A gifted orator, Barakat often speaks “on behalf of the Popular Front for the Liberation of Palestine,” and too lectures regularly about “the struggle against imperialism, hegemony, dictatorship, plunder, military and economic intervention, and for liberation and sovereignty.” He has been a prominent voice in local Vancouver media, and was featured on local news television program The Standard before it was cancelled in 2010.

As is common with leftist Palestinian activists, Barakat regularly speaks of the Palestinian liberation struggle as a part of a larger, international struggle against oppression—such a position is by no means limited to this single PFLP statement.
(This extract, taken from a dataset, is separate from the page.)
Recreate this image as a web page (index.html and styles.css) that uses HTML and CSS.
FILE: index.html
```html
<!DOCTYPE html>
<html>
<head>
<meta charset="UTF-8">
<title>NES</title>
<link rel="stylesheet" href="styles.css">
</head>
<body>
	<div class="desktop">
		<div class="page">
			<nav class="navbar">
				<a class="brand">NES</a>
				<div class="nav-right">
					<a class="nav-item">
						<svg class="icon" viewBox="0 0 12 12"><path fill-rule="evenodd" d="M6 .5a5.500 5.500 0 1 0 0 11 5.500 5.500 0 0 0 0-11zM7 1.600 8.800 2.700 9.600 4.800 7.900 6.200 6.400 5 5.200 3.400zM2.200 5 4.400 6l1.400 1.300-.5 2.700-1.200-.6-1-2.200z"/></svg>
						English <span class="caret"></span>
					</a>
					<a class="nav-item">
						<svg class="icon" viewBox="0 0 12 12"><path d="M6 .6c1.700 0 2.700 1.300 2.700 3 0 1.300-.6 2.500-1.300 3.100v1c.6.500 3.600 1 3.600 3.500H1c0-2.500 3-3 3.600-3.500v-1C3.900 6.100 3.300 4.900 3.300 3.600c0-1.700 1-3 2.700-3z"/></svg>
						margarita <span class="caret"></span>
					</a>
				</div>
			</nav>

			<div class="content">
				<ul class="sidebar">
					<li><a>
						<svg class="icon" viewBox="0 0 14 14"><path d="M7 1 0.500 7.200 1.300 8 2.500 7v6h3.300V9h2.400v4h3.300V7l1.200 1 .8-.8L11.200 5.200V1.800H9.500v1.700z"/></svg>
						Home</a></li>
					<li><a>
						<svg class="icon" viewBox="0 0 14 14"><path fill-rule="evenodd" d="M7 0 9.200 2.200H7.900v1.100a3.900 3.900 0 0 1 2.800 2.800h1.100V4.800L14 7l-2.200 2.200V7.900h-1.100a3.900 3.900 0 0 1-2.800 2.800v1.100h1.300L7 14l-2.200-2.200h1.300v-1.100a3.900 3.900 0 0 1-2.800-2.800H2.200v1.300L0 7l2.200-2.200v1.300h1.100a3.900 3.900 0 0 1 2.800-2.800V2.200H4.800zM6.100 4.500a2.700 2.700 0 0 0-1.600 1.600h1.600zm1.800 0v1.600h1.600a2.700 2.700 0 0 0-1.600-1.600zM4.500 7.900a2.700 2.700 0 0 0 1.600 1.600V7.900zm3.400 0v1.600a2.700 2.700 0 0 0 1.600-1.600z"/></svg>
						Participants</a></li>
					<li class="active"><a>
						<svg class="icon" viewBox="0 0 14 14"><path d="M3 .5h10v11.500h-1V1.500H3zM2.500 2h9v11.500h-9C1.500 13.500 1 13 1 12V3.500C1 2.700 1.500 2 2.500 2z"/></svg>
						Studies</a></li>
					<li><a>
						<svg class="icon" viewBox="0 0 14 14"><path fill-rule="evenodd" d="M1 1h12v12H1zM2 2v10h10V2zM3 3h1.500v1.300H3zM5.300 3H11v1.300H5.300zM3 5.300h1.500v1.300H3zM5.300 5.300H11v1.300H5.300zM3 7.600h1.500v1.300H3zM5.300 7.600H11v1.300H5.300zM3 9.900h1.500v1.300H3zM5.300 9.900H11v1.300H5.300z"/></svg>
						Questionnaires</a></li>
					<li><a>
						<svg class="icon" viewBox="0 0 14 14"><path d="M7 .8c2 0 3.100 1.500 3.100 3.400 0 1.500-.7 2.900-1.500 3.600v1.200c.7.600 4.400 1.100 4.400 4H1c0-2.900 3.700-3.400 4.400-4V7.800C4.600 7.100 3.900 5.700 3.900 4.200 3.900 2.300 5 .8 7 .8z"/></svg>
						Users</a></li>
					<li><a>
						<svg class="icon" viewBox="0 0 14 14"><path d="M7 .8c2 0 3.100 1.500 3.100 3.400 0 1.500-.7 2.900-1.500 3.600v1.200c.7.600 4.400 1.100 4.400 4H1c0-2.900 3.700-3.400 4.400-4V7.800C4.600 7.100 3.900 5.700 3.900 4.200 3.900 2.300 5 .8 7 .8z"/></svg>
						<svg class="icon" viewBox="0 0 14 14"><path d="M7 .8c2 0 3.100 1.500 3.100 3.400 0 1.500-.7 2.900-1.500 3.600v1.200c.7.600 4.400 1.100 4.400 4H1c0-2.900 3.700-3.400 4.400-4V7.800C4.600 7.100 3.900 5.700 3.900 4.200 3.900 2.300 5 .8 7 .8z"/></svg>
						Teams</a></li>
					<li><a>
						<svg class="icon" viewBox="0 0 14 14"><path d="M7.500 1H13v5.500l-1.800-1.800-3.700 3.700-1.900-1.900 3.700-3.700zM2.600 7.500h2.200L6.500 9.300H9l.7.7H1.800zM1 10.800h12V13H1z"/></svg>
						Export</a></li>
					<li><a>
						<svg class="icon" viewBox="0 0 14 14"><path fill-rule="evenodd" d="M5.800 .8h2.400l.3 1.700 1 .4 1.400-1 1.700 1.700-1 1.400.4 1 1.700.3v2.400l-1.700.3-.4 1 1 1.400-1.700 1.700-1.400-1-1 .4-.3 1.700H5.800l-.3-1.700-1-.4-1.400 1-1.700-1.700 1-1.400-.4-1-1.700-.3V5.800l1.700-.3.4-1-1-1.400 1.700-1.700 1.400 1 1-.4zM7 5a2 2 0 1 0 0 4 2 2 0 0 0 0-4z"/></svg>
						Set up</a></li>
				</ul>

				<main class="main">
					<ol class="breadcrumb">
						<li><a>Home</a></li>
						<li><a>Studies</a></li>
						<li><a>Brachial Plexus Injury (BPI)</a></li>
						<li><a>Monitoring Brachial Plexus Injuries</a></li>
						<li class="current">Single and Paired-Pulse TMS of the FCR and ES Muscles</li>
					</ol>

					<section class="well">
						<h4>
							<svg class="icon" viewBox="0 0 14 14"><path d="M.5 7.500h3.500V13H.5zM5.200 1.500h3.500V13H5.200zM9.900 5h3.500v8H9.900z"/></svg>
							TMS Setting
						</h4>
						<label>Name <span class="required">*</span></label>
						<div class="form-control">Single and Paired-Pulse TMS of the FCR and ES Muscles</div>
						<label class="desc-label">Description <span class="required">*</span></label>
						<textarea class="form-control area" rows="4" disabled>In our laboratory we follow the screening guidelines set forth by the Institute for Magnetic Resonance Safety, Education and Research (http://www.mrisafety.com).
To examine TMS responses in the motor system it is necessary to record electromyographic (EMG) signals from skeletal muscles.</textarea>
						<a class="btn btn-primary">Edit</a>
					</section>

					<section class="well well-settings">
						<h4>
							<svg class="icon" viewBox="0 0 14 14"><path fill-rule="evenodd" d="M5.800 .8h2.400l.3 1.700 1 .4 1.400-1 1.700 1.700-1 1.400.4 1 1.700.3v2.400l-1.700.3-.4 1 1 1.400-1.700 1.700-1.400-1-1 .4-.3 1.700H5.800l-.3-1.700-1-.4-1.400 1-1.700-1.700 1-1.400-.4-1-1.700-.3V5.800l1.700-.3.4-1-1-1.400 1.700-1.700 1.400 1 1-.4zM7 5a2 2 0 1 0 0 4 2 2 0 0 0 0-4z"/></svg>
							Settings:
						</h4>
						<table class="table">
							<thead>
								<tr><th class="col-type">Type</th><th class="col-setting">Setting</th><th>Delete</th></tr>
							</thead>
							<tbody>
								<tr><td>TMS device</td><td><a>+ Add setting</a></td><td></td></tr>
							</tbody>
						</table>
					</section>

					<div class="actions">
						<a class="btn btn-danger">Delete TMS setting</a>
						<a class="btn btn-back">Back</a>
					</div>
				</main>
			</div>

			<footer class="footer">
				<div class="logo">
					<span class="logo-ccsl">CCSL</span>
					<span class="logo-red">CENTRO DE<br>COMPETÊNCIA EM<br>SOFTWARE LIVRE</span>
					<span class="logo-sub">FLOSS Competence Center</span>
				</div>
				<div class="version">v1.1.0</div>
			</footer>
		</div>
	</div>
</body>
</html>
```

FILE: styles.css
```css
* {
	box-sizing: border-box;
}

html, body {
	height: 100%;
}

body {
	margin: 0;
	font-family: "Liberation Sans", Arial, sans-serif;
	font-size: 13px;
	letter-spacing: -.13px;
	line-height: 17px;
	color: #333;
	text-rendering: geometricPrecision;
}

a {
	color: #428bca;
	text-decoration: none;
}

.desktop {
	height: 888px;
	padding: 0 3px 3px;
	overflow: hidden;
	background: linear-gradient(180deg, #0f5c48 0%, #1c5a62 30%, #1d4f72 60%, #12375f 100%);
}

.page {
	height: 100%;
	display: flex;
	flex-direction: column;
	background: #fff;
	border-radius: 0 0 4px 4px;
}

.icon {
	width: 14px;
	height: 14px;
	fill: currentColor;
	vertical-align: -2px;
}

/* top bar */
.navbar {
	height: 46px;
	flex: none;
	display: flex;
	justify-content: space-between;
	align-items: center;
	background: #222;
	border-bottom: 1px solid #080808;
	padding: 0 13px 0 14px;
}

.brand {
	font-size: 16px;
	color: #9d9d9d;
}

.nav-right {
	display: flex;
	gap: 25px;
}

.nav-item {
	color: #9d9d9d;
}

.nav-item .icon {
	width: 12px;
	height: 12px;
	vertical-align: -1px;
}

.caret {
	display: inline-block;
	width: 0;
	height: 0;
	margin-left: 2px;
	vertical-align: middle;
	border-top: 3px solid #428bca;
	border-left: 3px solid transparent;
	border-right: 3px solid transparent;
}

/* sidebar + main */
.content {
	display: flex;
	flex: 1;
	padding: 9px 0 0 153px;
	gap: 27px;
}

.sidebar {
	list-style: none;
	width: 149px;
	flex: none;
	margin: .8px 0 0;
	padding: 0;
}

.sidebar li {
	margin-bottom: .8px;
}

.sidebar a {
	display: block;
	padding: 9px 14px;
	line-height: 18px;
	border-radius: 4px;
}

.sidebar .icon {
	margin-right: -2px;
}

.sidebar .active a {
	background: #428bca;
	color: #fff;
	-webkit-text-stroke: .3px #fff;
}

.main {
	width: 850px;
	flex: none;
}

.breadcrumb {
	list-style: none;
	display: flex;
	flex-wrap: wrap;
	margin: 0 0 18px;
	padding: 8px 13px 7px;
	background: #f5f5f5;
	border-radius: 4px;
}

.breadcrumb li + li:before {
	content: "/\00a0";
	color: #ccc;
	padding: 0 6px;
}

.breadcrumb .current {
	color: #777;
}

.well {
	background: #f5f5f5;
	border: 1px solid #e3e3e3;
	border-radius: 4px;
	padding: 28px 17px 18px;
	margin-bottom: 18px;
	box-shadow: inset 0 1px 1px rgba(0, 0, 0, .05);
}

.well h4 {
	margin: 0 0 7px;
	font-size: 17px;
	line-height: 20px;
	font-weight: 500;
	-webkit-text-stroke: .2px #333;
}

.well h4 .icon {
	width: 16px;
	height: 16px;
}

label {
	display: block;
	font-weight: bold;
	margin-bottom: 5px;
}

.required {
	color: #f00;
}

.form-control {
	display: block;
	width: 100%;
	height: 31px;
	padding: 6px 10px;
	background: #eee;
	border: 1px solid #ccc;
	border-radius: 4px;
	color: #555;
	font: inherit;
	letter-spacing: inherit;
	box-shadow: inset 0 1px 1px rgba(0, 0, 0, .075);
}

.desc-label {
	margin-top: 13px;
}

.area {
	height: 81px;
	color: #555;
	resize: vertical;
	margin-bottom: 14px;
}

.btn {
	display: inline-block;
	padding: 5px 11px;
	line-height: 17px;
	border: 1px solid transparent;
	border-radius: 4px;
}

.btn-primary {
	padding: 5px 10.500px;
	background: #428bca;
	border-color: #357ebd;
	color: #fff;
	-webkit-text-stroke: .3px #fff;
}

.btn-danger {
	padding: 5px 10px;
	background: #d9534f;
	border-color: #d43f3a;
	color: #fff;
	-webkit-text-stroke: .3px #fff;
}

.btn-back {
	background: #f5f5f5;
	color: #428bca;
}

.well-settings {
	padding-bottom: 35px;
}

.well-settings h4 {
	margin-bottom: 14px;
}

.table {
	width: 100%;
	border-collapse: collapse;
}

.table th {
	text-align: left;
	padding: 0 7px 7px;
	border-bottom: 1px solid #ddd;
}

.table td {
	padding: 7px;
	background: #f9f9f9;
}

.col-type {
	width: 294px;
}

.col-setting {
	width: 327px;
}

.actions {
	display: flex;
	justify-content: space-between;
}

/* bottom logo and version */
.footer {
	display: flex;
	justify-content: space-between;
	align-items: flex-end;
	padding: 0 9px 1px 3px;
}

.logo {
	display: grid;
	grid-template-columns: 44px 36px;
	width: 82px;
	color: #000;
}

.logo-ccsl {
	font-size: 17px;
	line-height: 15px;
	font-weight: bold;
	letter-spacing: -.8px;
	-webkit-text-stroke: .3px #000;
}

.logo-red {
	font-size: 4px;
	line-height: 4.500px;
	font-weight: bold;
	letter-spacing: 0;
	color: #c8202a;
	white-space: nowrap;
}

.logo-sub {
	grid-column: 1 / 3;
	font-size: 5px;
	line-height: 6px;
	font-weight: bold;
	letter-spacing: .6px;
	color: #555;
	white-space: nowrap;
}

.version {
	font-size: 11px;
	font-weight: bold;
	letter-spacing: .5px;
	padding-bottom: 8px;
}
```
The indigenous struggle is at the forefront of these internationalist, intersectional politics. Barakat frequently begins speeches by reminding his Canadian audiences that they are standing on indigenous territory and expressing “solidarity with the struggle of the indigenous, native people in this country for sovereignty and self-determination.”

In 2012, just before Israel’s murderous Operation Pillar of Cloud, Barakat spoke at the opening plenary of the Right to Resist, Right to Exist conference conference:

In Canada, the oppressed communities are engaged in an extension of the struggle in our homelands for liberation; at the heart of our struggles here is the Native and Indigenous struggle, which has been taking place for hundreds of years, confronting the colonial settler state of Canada. I want to begin by saluting the martyrs, wounded and prisoners of the Indigenous native struggle on this land, who have sacrificed so much to defend their land against settler colonialism. If you understand the Palestinian struggle, then you understand the indigenous struggle here—we resist the same enemy and system of oppression.

It is to resistance against this same enemy and system of oppression that the PFLP devotes itself. By connecting their struggle, activists both in Palestine and here in the U.S. take steps toward the dismantling of this oppressive system.